Hearing him talk about The Legend of Sleepy Hollow just makes you wish you were enjoying that story instead.

The Cage Factor: 

It’s hard to give such a bland movie a Rat in a Cage designation, but honestly, I can’t imagine anyone enjoying this movie. A lot of times, I can think, “Not for me, I hated it, but I bet someone loved this movie”. The best thing I could say about Pay the Ghost is that it might be nice to have on in the background while you’re falling asleep. Nic Cage is giving us very little. I know he CAN do profound grief beautifully, but this isn’t it. So yeah, I smell a rat.

RAT IN A CAGE (They could pay you to watch this mess, and it still wouldn’t be worth it.)

AND IN THIS CORNER: STEPHANIE MALONE

The Lowdown 

In the interest of full disclosure, I should start by saying I’m an easy mark for two things: horror movies set on Halloween and anything starring Nicolas Cage. So when Pay the Ghost came along, promising both, it felt like destiny. A supernatural thriller drenched in seasonal atmosphere with the promise of Cage going full manic dad mode? Sign me up.

Unfortunately, destiny didn’t deliver.

Directed by Uli Edel, Pay the Ghost is a supernatural mystery that opens strong and slowly drains itself of all energy. It’s the cinematic equivalent of stale Halloween candy; you might unwrap it out of curiosity, but you’ll regret it halfway through the chew.

The premise is pure genre bait: Professor Mike Lawford (Cage) takes his son to a Halloween carnival, only to have the boy mysteriously vanish after cryptically whispering, “Pay the ghost.” One year later, Mike is still obsessed, following supernatural clues and urban legends that lead him into the spectral realm of child-stealing spirits.

It’s a mix of INSIDIOUS and SINISTER by way of a Hallmark Halloween special—visually foggy, emotionally flat, and just spooky enough to keep you from turning it off entirely.

There’s an undeniable charm to Pay the Ghost when it leans into its Halloween setting: fog-drenched streets, flickering jack-o’-lanterns, and haunted-house ambiance abound. The problem is that everything surrounding that aesthetic feels recycled and uninspired.

The film’s world-building is full of clichés. We get urban legends, ancient Celtic curses, and the obligatory “paranormal expert with all the answers” exposition dump.

Plot holes are everywhere, logic goes missing faster than Cage’s kid, and the scares rely heavily on cheap jump cuts and loud sound design. The film builds toward an underworld rescue sequence that wants to be mythic and moving, but it lands closer to made-for-TV melodrama.
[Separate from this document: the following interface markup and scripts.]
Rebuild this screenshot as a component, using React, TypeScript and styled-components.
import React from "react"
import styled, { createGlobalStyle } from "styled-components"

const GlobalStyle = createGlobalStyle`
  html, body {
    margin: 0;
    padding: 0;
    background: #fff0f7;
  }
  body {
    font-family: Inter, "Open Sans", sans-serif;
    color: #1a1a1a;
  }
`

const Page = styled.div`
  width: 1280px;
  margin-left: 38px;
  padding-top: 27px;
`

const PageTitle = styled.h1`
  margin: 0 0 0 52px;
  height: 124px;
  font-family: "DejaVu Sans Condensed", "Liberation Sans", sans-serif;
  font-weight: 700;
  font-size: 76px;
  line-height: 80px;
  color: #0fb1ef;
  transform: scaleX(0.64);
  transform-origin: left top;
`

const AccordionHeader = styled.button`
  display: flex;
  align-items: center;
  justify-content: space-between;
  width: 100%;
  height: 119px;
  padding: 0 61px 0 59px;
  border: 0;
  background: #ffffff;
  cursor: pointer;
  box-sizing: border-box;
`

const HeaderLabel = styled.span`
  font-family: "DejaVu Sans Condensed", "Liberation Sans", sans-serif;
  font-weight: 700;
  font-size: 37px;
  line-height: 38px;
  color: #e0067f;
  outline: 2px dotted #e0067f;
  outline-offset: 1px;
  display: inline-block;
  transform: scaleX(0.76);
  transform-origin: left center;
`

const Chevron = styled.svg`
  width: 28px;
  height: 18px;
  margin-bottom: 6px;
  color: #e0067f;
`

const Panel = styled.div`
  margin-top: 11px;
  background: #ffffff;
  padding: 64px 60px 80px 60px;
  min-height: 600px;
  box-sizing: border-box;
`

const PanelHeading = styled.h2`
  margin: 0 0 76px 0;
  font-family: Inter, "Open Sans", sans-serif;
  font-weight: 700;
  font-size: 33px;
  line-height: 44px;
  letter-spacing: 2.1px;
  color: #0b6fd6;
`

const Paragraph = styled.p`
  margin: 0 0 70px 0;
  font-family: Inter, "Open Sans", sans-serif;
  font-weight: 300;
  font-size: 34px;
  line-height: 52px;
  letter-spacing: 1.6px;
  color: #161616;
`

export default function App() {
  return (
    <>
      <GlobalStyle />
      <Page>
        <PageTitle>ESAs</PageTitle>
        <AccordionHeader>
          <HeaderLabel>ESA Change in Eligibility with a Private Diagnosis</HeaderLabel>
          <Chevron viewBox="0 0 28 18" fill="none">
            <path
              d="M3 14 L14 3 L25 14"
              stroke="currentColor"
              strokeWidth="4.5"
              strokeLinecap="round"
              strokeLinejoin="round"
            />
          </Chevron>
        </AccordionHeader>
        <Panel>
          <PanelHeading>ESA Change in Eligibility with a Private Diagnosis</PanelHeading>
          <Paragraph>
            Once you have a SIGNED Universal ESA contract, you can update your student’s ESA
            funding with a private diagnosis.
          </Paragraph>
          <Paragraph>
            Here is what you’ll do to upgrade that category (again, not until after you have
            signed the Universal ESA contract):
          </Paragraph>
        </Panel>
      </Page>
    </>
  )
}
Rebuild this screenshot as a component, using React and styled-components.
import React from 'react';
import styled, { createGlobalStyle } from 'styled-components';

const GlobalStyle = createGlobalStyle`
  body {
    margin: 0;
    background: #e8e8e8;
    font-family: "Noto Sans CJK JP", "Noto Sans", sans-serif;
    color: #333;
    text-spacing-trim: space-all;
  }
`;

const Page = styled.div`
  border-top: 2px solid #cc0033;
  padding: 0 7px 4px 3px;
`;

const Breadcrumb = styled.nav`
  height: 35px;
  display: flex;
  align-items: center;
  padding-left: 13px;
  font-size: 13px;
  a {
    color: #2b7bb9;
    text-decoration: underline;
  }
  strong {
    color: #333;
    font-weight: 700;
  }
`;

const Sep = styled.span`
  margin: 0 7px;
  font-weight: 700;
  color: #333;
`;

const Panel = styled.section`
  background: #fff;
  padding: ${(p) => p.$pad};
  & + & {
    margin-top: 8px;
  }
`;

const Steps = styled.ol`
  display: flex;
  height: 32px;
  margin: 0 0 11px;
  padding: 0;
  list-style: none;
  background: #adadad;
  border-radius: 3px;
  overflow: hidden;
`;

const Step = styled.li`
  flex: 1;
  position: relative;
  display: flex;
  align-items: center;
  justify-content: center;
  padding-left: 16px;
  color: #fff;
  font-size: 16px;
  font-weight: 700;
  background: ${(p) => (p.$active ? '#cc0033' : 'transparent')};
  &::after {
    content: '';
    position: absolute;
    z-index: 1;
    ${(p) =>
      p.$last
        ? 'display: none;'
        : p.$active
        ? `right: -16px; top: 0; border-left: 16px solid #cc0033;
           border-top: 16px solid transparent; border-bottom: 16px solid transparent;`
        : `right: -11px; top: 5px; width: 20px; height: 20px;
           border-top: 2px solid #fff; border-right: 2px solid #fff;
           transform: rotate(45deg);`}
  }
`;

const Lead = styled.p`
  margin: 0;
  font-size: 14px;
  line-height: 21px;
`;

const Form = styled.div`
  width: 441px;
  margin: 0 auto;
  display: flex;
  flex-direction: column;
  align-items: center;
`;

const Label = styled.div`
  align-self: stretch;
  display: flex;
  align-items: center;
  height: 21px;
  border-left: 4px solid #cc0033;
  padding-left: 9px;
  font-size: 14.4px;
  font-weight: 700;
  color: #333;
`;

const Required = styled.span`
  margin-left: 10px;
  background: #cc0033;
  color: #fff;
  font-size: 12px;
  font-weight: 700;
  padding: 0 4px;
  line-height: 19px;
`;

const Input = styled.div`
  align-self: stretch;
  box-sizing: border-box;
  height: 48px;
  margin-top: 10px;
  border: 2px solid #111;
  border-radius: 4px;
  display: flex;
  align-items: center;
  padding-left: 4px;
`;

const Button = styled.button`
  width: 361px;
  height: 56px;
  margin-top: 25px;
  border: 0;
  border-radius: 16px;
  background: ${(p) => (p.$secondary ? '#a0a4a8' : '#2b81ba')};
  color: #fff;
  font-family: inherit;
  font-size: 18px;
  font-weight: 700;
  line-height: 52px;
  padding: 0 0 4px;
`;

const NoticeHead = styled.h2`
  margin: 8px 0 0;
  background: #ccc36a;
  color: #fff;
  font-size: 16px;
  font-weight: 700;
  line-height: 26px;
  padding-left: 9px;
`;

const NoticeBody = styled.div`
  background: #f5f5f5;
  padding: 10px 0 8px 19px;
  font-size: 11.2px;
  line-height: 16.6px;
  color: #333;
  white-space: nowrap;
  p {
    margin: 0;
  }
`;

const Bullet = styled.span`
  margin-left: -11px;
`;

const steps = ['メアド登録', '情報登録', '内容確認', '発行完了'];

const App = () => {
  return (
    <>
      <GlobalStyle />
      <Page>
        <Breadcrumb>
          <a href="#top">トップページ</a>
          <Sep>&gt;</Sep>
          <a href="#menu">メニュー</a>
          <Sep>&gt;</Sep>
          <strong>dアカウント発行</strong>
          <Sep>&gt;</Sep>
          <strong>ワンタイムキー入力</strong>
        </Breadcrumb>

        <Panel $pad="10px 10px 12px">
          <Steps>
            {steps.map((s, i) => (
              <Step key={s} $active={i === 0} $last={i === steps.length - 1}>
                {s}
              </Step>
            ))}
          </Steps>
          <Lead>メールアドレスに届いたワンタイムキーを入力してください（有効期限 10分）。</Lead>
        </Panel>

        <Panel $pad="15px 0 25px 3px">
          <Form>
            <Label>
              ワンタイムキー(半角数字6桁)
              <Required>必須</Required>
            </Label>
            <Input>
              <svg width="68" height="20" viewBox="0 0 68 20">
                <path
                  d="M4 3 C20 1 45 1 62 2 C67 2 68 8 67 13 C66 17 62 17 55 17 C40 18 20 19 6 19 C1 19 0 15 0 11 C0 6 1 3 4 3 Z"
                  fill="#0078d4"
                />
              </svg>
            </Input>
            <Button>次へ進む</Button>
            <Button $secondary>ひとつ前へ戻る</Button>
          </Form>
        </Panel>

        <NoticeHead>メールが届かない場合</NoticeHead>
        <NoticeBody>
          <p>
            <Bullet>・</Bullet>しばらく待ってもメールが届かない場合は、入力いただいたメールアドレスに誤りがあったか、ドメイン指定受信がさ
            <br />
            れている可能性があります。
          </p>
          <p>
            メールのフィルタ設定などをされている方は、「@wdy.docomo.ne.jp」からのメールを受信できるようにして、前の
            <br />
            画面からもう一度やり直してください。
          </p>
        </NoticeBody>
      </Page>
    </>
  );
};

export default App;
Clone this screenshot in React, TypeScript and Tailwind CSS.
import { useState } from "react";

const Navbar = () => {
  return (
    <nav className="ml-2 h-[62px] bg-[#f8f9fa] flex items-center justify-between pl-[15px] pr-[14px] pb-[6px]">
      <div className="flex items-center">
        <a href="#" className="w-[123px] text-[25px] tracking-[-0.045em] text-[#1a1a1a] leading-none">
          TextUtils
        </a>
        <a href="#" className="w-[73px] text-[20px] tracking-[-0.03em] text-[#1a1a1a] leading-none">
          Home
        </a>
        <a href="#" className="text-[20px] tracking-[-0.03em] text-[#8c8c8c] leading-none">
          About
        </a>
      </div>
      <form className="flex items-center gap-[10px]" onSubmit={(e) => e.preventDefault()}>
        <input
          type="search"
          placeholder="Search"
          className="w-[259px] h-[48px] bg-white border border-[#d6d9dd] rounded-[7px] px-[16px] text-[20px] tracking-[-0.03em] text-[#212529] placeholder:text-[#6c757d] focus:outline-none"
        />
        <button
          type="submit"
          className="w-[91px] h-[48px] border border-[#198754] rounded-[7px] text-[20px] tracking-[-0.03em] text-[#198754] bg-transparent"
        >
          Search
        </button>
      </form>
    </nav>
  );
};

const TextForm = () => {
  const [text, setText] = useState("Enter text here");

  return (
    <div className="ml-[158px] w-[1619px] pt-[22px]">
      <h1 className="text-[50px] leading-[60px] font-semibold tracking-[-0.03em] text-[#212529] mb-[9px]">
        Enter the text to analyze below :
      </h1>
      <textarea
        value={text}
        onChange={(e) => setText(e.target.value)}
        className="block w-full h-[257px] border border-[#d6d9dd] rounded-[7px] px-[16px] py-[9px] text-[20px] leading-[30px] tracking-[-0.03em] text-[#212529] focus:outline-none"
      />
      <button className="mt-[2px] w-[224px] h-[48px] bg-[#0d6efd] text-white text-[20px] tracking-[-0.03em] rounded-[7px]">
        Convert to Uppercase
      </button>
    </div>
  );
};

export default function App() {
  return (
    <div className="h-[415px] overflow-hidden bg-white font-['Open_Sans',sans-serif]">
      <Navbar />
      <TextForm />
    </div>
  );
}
Still, to give credit where it’s due, Edel’s attempt to wrap grief, guilt, and the supernatural into one haunted package shows ambition. The problem isn’t the idea but the execution.

It’s all so dour, so self-serious, that you can’t even enjoy it as camp until the final act, when things finally go off the rails in a spectacular trainwreck of absurdity.

The Cage Factor:

Cage, the one-man emotional hurricane, is typically capable of electrifying even the most lackluster material. But here, he seems… subdued. Sedated, even.

It’s not that he’s phoning it in. He gives the character genuine pathos, especially in the early scenes, as a grieving father consumed by guilt. The problem is that Pay the Ghost doesn’t let Cage be Cage. There’s no room for the volcanic outbursts, wild eyes, or operatic delivery we come for. Instead, we get a tightly wound, polite academic shuffling from clue to clue, perpetually puzzled but never fully unleashed.

Had Pay the Ghost embraced its own ridiculousness and let Cage off the leash, we might’ve had a cult gem on our hands. Instead, we get a curiously bloodless effort that neither thrills nor terrifies, wasting both its star and its spooky premise.

RAT IN THE CAGE (A Halloween horror so mild it might as well be pumpkin spice.)